-------- Data shown --------

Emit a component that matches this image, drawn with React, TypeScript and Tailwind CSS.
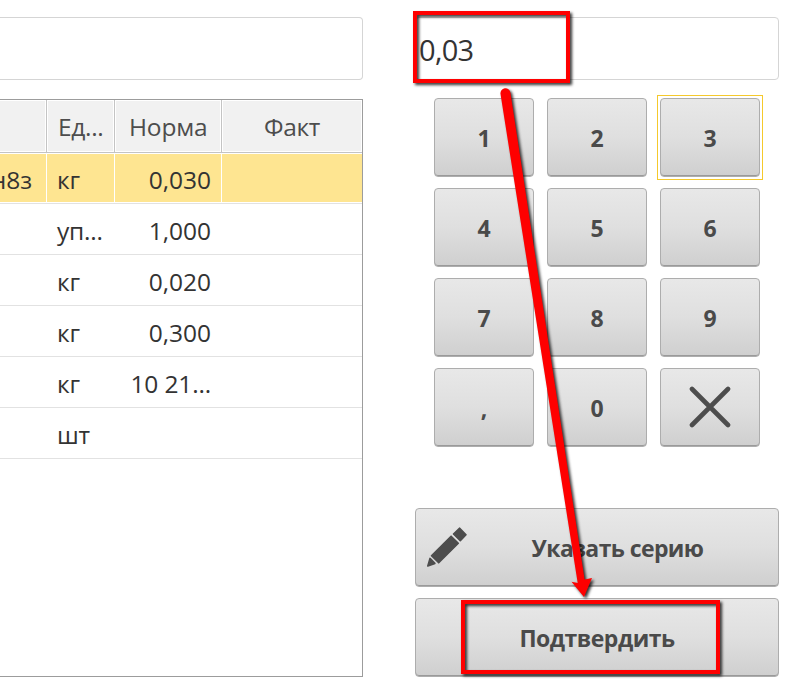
import React from "react";

type Row = { name?: string; unit: string; norm: string; selected?: boolean };

const rows: Row[] = [
  { name: "н8з", unit: "кг", norm: "0,030", selected: true },
  { unit: "уп...", norm: "1,000" },
  { unit: "кг", norm: "0,020" },
  { unit: "кг", norm: "0,300" },
  { unit: "кг", norm: "10 21..." },
  { unit: "шт", norm: "" },
];

const keys = ["1", "2", "3", "4", "5", "6", "7", "8", "9", ",", "0"];

const surface =
  "rounded-[4px] border border-[#adadad] shadow-[inset_0_-1px_0_#9a9a9a] bg-linear-to-b from-[#e8e8e8] via-[#dfdfdf] to-[#cfcfcf] font-bold text-[#4a4a4a]";

function Key({ label, focused }: { label: string; focused?: boolean }) {
  return (
    <div className="relative h-[79px] w-[100px]">
      <button className={`${surface} flex h-full w-full items-center justify-center pt-[2px] text-[23px]`}>
        {label}
      </button>
      {focused && <span className="pointer-events-none absolute -inset-[3px] border border-[#f5c92c]" />}
    </div>
  );
}

function Table() {
  return (
    <div className="flex h-[578px] w-[363px] flex-col border-t border-r border-b border-[#9c9c9c] text-[24.5px] leading-none text-[#333]">
      <div className="grid h-[53px] grid-cols-[47px_68px_107px_140px] border-b border-[#c4c4c4] text-[#4d4d4d]">
        <div className="border-r border-[#c4c4c4] p-px pl-0">
          <div className="h-full bg-[#f1f1f1]" />
        </div>
        <div className="border-r border-[#c4c4c4] p-px">
          <div className="flex h-full items-center bg-[#f1f1f1] pt-[2px] pl-[10px]">
            <span className="tracking-[-0.3px]">Ед...</span>
          </div>
        </div>
        <div className="border-r border-[#c4c4c4] p-px">
          <div className="flex h-full items-center bg-[#f1f1f1] pt-[2px] pl-[13px]">
            <span className="tracking-[-0.2px]">Норма</span>
          </div>
        </div>
        <div className="p-px">
          <div className="flex h-full items-center justify-center bg-[#f1f1f1] pt-[2px]">
            <span className="tracking-[-0.3px]">Факт</span>
          </div>
        </div>
      </div>
      {rows.map((row, i) => (
        <div
          key={i}
          className={`grid h-[51px] grid-cols-[46px_68px_107px_141px] border-b border-[#e2e2e2] py-px [&>div:not(:first-child)]:border-l [&>div:not(:first-child)]:border-white ${
            row.selected ? "[&>div]:bg-[#fee591]" : ""
          }`}
        >
          <div className="flex items-center justify-end overflow-hidden pt-[5px] pr-[14px] whitespace-nowrap">
            {row.name}
          </div>
          <div className="flex items-center pt-[5px] pl-[10px] tracking-[-0.2px] whitespace-nowrap">{row.unit}</div>
          <div
            className={`flex items-center justify-end pt-[5px] pr-[10px] whitespace-nowrap ${
              row.norm.endsWith("...") ? "tracking-[-0.15px]" : ""
            }`}
          >
            {row.norm}
          </div>
          <div />
        </div>
      ))}
    </div>
  );
}

function Annotations() {
  return (
    <svg
      className="pointer-events-none absolute top-0 left-0 h-[684px] w-[788px] drop-shadow-[2px_2px_1.5px_rgba(0,0,0,0.8)]"
      viewBox="0 0 788 684"
    >
      <rect x="415" y="13" width="153" height="68" fill="none" stroke="#fe0000" strokeWidth="4" />
      <rect x="463" y="602" width="255" height="70" fill="none" stroke="#fe0000" strokeWidth="4" />
      <path
        d="M500.5 94 A5 5 0 0 1 510.4 92.5 L584.6 579.5 L592 578 L584 597 L571.5 581.7 L577.7 583 Z"
        fill="#fe0000"
      />
    </svg>
  );
}

export default function App() {
  return (
    <div className="relative flex h-[684px] w-[788px] justify-between overflow-hidden bg-white pt-[17px] pr-[9px] font-['Open_Sans','Noto_Sans',sans-serif]">
      <section className="flex flex-col gap-[19px]">
        <div className="h-[63px] w-[363px] rounded-r-[4px] border-y border-r border-[#d5d5d5]" />
        <Table />
      </section>

      <section className="flex w-[364px] flex-col">
        <div className="flex h-[63px] items-center rounded-[4px] border border-[#d5d5d5] pt-[3px] pl-[3px] text-[29px] tracking-[-0.7px] text-[#333]">
          0,03
        </div>
        <div className="mt-[18px] ml-[19px] grid w-max grid-cols-3 gap-x-[13px] gap-y-[11px]">
          {keys.map((k) => (
            <Key key={k} label={k} focused={k === "3"} />
          ))}
          <button className={`${surface} flex h-[79px] w-[100px] items-center justify-center pb-[2px]`}>
            <svg className="h-[42px] w-[42px]" viewBox="0 0 42 42">
              <path d="M3 3 L39 39 M39 3 L3 39" stroke="#4d4d4d" strokeWidth="4.6" strokeLinecap="round" />
            </svg>
          </button>
        </div>
        <div className="mt-[61px] flex flex-col gap-[11px]">
          <button className={`${surface} flex h-[79px] items-center pt-px pl-[10px] text-[23px]`}>
            <svg
              className="h-[42px] w-[42px] shrink-0"
              viewBox="0 0 42 42"
              fill="#4d4d4d"
              stroke="#4d4d4d"
              strokeWidth="1.6"
              strokeLinejoin="round"
            >
              <path d="M33.7 1.2 L40 7.7 L34.3 13.6 L27.5 7 Z" />
              <path d="M25.1 9.2 L32.3 16.2 L12.7 35.8 L5.5 28.7 Z" />
              <path d="M4 31.4 L8.9 36.4 L1.8 39 Z" />
            </svg>
            <span className="flex-1 pr-[11px] text-center tracking-[-0.6px] whitespace-nowrap">Указать серию</span>
          </button>
          <button
            className={`${surface} flex h-[79px] items-center justify-center pt-px text-[23px] tracking-[-0.5px]`}
          >
            Подтвердить
          </button>
        </div>
      </section>
      <Annotations />
    </div>
  );
}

--------

» Objective:
Take the lines from the start of the material to the line with "string; unit: string;", both included, and transcribe them exactly without the pictures.

» Solved problem:
Emit a component that matches this image, drawn with React, TypeScript and Tailwind CSS.
import React from "react";

type Row = { name?: string; unit: string; norm: string; selected?: boolean };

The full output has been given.